3 Comments on “Closing the Perception Gap: Why Hiring the Unemployed Makes Sense

  1. This is good and important and not just opinion.  Behavioral and other assessments will tell employers, reliably, if someone will be a good hire. Past experience and whether unemployed or not do not give that information. It’s just uninformed to prejudice the unemployed or the employed, either. I sometimes wonder how anyone of real capability can stay in a job and not cause problems. The types that keep their head down, don’t make waves or anything else are often the ones least often fired. Use science to determine who fits and who doesn’t.  Scientific evidence does not, absolutely not, suggest that the unemployed are worse hires.

  2. Great thinking should be automated and Ron has figured it out.  
    Give all candidates a chance to put their best
    foot forward – screens in, not out.  Differentiating those with a  slick resume from those that truly can contribute. 

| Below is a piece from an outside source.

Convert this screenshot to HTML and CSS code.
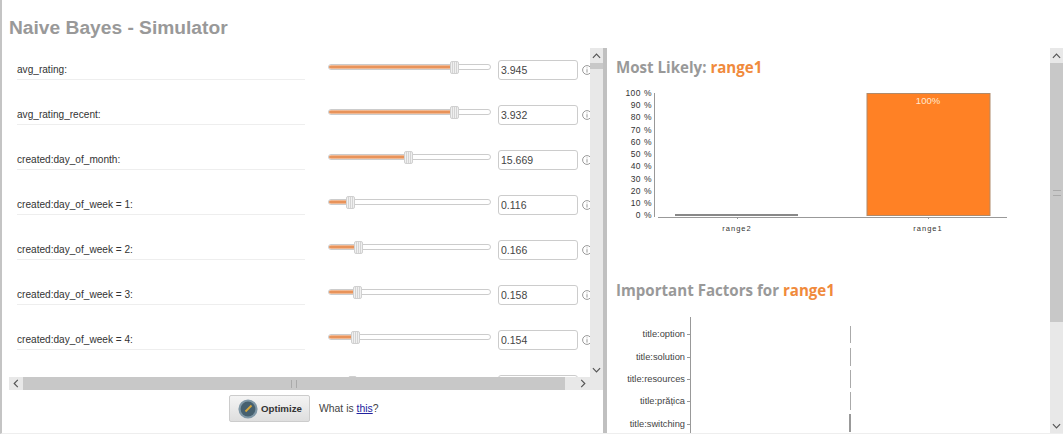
FILE: index.html
```html
<!DOCTYPE html>
<html lang="en">
<head>
    <meta charset="UTF-8">
    <meta name="viewport" content="width=device-width, initial-scale=1.0">
    <title>Naive Bayes - Simulator</title>
    <link rel="stylesheet" href="styles.css">
</head>
<body>

    <div class="page">
        <h1>Naive Bayes - Simulator</h1>

        <div class="panes">
            <div class="left">
                <div class="left-top">
                    <div class="rows">
                        <div class="row">
                            <div class="label">avg_rating:</div>
                            <div class="slider"><div class="fill" style="width: 77.6%"></div><div class="handle" style="left: 77.6%"></div></div>
                            <input class="value" type="text" value="3.945">
                            <svg class="info" viewBox="0 0 10 10"><circle cx="5" cy="5" r="4.4"/><path d="M5 2.5v.8M5 4.2v3.4"/></svg>
                        </div>
                        <div class="row">
                            <div class="label">avg_rating_recent:</div>
                            <div class="slider"><div class="fill" style="width: 77.6%"></div><div class="handle" style="left: 77.6%"></div></div>
                            <input class="value" type="text" value="3.932">
                            <svg class="info" viewBox="0 0 10 10"><circle cx="5" cy="5" r="4.4"/><path d="M5 2.5v.8M5 4.2v3.4"/></svg>
                        </div>
                        <div class="row">
                            <div class="label">created:day_of_month:</div>
                            <div class="slider"><div class="fill" style="width: 49%"></div><div class="handle" style="left: 49%"></div></div>
                            <input class="value" type="text" value="15.669">
                            <svg class="info" viewBox="0 0 10 10"><circle cx="5" cy="5" r="4.4"/><path d="M5 2.5v.8M5 4.2v3.4"/></svg>
                        </div>
                        <div class="row">
                            <div class="label">created:day_of_week = 1:</div>
                            <div class="slider"><div class="fill" style="width: 13%"></div><div class="handle" style="left: 13%"></div></div>
                            <input class="value" type="text" value="0.116">
                            <svg class="info" viewBox="0 0 10 10"><circle cx="5" cy="5" r="4.4"/><path d="M5 2.5v.8M5 4.2v3.4"/></svg>
                        </div>
                        <div class="row">
                            <div class="label">created:day_of_week = 2:</div>
                            <div class="slider"><div class="fill" style="width: 18.2%"></div><div class="handle" style="left: 18.2%"></div></div>
                            <input class="value" type="text" value="0.166">
                            <svg class="info" viewBox="0 0 10 10"><circle cx="5" cy="5" r="4.4"/><path d="M5 2.5v.8M5 4.2v3.4"/></svg>
                        </div>
                        <div class="row">
                            <div class="label">created:day_of_week = 3:</div>
                            <div class="slider"><div class="fill" style="width: 17.5%"></div><div class="handle" style="left: 17.5%"></div></div>
                            <input class="value" type="text" value="0.158">
                            <svg class="info" viewBox="0 0 10 10"><circle cx="5" cy="5" r="4.4"/><path d="M5 2.5v.8M5 4.2v3.4"/></svg>
                        </div>
                        <div class="row">
                            <div class="label">created:day_of_week = 4:</div>
                            <div class="slider"><div class="fill" style="width: 16.3%"></div><div class="handle" style="left: 16.3%"></div></div>
                            <input class="value" type="text" value="0.154">
                            <svg class="info" viewBox="0 0 10 10"><circle cx="5" cy="5" r="4.4"/><path d="M5 2.5v.8M5 4.2v3.4"/></svg>
                        </div>
                        <div class="row">
                            <div class="label"></div>
                            <div class="slider"><div class="fill" style="width: 14%"></div><div class="handle" style="left: 14%"></div></div>
                            <input class="value" type="text" value="">
                        </div>
                    </div>
                    <div class="vbar">
                        <div class="arrow"><svg viewBox="0 0 10 6"><path d="M1 5l4-4 4 4"/></svg></div>
                        <div class="vthumb-small"></div>
                        <div class="vtrack"></div>
                        <div class="arrow"><svg viewBox="0 0 10 6"><path d="M1 1l4 4 4-4"/></svg></div>
                    </div>
                </div>

                <div class="hbar">
                    <div class="harrow"><svg viewBox="0 0 6 10"><path d="M5 1L1 5l4 4"/></svg></div>
                    <div class="hthumb"><span class="grip-v"></span></div>
                    <div class="htrack"><svg viewBox="0 0 6 10"><path d="M1 1l4 4-4 4"/></svg></div>
                </div>

                <div class="actions">
                    <button class="optimize">
                        <svg viewBox="0 0 20 20">
                            <circle cx="10" cy="10" r="9.6" fill="#7f97a6"/>
                            <circle cx="10" cy="10" r="7.4" fill="#46606f"/>
                            <path d="M7.5 12.5L13.5 6.5" stroke="#d9a93a" stroke-width="1.8"/>
                        </svg>
                        Optimize
                    </button>
                    <span class="what">What is <a href="#">this</a>?</span>
                </div>
            </div>

            <div class="splitter"></div>

            <div class="right">
                <h2 class="likely">Most Likely: <span>range1</span></h2>
                <svg class="chart" viewBox="607 85 443 150">
                    <text x="652" y="96" class="tick">100 %</text>
                    <text x="652" y="108" class="tick">90 %</text>
                    <text x="652" y="120" class="tick">80 %</text>
                    <text x="652" y="133" class="tick">70 %</text>
                    <text x="652" y="145" class="tick">60 %</text>
                    <text x="652" y="157" class="tick">50 %</text>
                    <text x="652" y="169" class="tick">40 %</text>
                    <text x="652" y="182" class="tick">30 %</text>
                    <text x="652" y="194" class="tick">20 %</text>
                    <text x="652" y="206" class="tick">10 %</text>
                    <text x="652" y="218" class="tick">0 %</text>
                    <path class="axis" d="M654.5 93v124M658 217.5h349M737.5 217v2M928.5 217v2"/>
                    <rect x="675" y="214" width="123" height="2" fill="#888"/>
                    <rect x="867" y="93.5" width="123" height="122" fill="#ff8125" stroke="#b08a6a"/>
                    <text x="928" y="104" class="bar-label">100%</text>
                    <text x="737" y="231" class="cat">range2</text>
                    <text x="928" y="231" class="cat">range1</text>
                </svg>

                <h2 class="factors">Important Factors for <span>range1</span></h2>
                <svg class="chart-factors" viewBox="607 317 443 117">
                    <path class="axis" d="M690.5 317v117M687 334.5h3M687 357.5h3M687 379.5h3M687 401.5h3M687 424.5h3"/>
                    <text x="685" y="337" class="factor">title:option</text>
                    <text x="685" y="360" class="factor">title:solution</text>
                    <text x="685" y="382" class="factor">title:resources</text>
                    <text x="685" y="404" class="factor">title:prățica</text>
                    <text x="685" y="427" class="factor">title:switching</text>
                    <path class="impact" d="M850.5 326v17M850.5 348v18M850.5 370v18M850.5 392v18"/>
                    <path class="impact strong" d="M850 414v18"/>
                </svg>
            </div>

            <div class="vbar page-bar">
                <div class="arrow"><svg viewBox="0 0 10 6"><path d="M1 5l4-4 4 4"/></svg></div>
                <div class="vthumb"><span class="grip-h"></span></div>
                <div class="vtrack"></div>
                <div class="arrow"><svg viewBox="0 0 10 6"><path d="M1 1l4 4 4-4"/></svg></div>
            </div>
        </div>
    </div>

</body>
</html>
```

FILE: styles.css
```css
html, body {
    margin: 0;
    height: 100%;
    background-color: #fff;
    overflow: hidden;
}

.page {
    height: 433px;
    border-left: 2px solid #c4c4c4;
    border-bottom: 1px solid #eee;
    font-family: "Liberation Sans", Arial, sans-serif;
    color: #333;
    overflow: hidden;
}

h1 {
    margin: 0;
    height: 48px;
    padding: 18px 0 0 7px;
    box-sizing: border-box;
    font-size: 19.2px;
    line-height: 20px;
    color: #999;
}

.panes {
    display: flex;
    height: 385px;
}

.left {
    width: 601px;
    flex: none;
}

.left-top {
    display: flex;
    height: 329px;
}

.rows {
    width: 588px;
    padding: 12px 0 0 15px;
    box-sizing: border-box;
    overflow: hidden;
}

.row {
    display: flex;
    align-items: flex-start;
    height: 20px;
    margin-bottom: 25px;
}

.label {
    width: 288px;
    height: 19px;
    flex: none;
    border-bottom: 1px solid #eee;
    font-size: 10.1px;
    line-height: 20px;
    color: #333;
}

.slider {
    position: relative;
    width: 161px;
    height: 4px;
    flex: none;
    margin: 4px 7px 0 23px;
    border: 1px solid #ccc;
    border-radius: 3px;
    background-color: #fff;
}

.fill {
    height: 4px;
    border-radius: 2px;
    background: linear-gradient(#f6d3bb, #e8935a 30%, #e8935a 70%, #f6d3bb);
}

.handle {
    position: absolute;
    top: -4px;
    width: 7px;
    height: 11px;
    margin-left: -4px;
    border: 1px solid #d0d0d0;
    border-radius: 2px;
    background: repeating-linear-gradient(90deg, #f0f0f0 0, #f0f0f0 1px, #d4d4d4 1px, #d4d4d4 2px);
}

.value {
    width: 80px;
    height: 20px;
    flex: none;
    box-sizing: border-box;
    padding: 0 2px;
    border: 1px solid #ccc;
    border-radius: 3px;
    font-family: "Liberation Sans", Arial, sans-serif;
    font-size: 10.5px;
    color: #444;
}

.info {
    width: 10px;
    height: 10px;
    flex: none;
    margin: 5px 0 0 4px;
    fill: none;
    stroke: #999;
    stroke-width: 1;
}

.vbar {
    display: flex;
    flex-direction: column;
    width: 13px;
    flex: none;
    background-color: #e8e8e8;
}

.arrow {
    height: 15px;
    flex: none;
    display: flex;
    align-items: center;
    justify-content: center;
}

.arrow svg, .harrow svg, .htrack svg {
    fill: none;
    stroke: #555;
    stroke-width: 1.3;
}

.arrow svg {
    width: 9px;
    height: 6px;
}

.harrow svg, .htrack svg {
    width: 6px;
    height: 9px;
}

.vthumb-small {
    height: 6px;
    flex: none;
    background-color: #c8c8c8;
}

.vthumb {
    height: 259px;
    flex: none;
    display: flex;
    align-items: center;
    justify-content: center;
    background-color: #c8c8c8;
}

.vtrack {
    flex: 1;
}

.grip-h {
    width: 8px;
    height: 4px;
    border-top: 1px solid #aaa;
    border-bottom: 1px solid #aaa;
}

.grip-v {
    width: 4px;
    height: 8px;
    border-left: 1px solid #aaa;
    border-right: 1px solid #aaa;
}

.hbar {
    display: flex;
    height: 13px;
    margin-left: 7px;
    background-color: #e8e8e8;
}

.harrow {
    width: 14px;
    flex: none;
    display: flex;
    align-items: center;
    justify-content: center;
}

.hthumb {
    width: 542px;
    flex: none;
    display: flex;
    align-items: center;
    justify-content: center;
    background-color: #c8c8c8;
}

.htrack {
    flex: 1;
    display: flex;
    align-items: center;
    justify-content: flex-start;
    padding-left: 15px;
}

.actions {
    display: flex;
    align-items: center;
    gap: 9px;
    margin: 5px 0 0 227px;
}

.optimize {
    display: flex;
    align-items: center;
    gap: 3px;
    width: 81px;
    height: 27px;
    padding: 0 0 0 8px;
    border: 1px solid #ccc;
    border-radius: 2px;
    background: linear-gradient(#f4f4f4, #dedede);
    font-family: "Liberation Sans", Arial, sans-serif;
    font-size: 9.7px;
    font-weight: bold;
    color: #333;
}

.optimize svg {
    width: 20px;
    height: 20px;
    flex: none;
}

.what {
    font-size: 10.4px;
    color: #444;
}

.what a {
    color: #22229e;
}

.splitter {
    width: 4px;
    flex: none;
    background-color: #c0c0c0;
}

.right {
    width: 443px;
    flex: none;
    overflow: hidden;
}

h2 {
    margin: 0;
    padding-left: 9px;
    font-family: "Open Sans", sans-serif;
    font-size: 15.1px;
    line-height: 20px;
    font-weight: 700;
    color: #999;
}

h2 span {
    color: #f08a3c;
}

.likely {
    padding-top: 9px;
    height: 28px;
}

.chart {
    display: block;
    width: 443px;
    height: 150px;
}

.factors {
    padding-top: 45px;
    height: 37px;
}

.chart-factors {
    display: block;
    width: 443px;
    height: 117px;
}

.tick {
    font-family: "Liberation Sans", sans-serif;
    font-size: 8.5px;
    letter-spacing: 0.5px;
    text-anchor: end;
    fill: #333;
}

.cat {
    font-family: "Liberation Sans", sans-serif;
    font-size: 7.5px;
    letter-spacing: 1px;
    text-anchor: middle;
    fill: #333;
}

.bar-label {
    font-family: "Liberation Sans", sans-serif;
    font-size: 9.5px;
    text-anchor: middle;
    fill: #ffe9d2;
}

.factor {
    font-family: "Liberation Sans", sans-serif;
    font-size: 9.3px;
    text-anchor: end;
    fill: #444;
}

.axis {
    fill: none;
    stroke: #999;
    stroke-width: 1;
}

.impact {
    fill: none;
    stroke: #aaa;
    stroke-width: 1;
}

.impact.strong {
    stroke: #777;
    stroke-width: 1.5;
}
```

  3. As a recruiter, I’ve seen hiring managers and even HR personnel direct me to NOT vet candidates who are unemployed, despite the apparent EEOC violation potential. As Mr. Selewach points out, layoffs have cut into the “wood” of the real talent pool at many companies, and top line people are available for the first time in years. So there should be no stigma to being unemployed. Moreover, as we deal with an increasingly unmanageable flow of applicants, there’s a lot on the line in terms of a company’s employer branding. Prospective employees, especially those of the caliber you now or will want to hire, will be doubly impressed if they’re well treated in this economic climate. That will foster loyalty and ameliorate the fear that these people will bolt at the first alternative. Word gets around and you want to do your utmost to make that word be positive. On the subject of assessments, they can add great value to the hiring company, as well as make the application process so much more interesting to the jobseeker. Too many of the online applications that candidates must complete today are onerous, time wasting bores.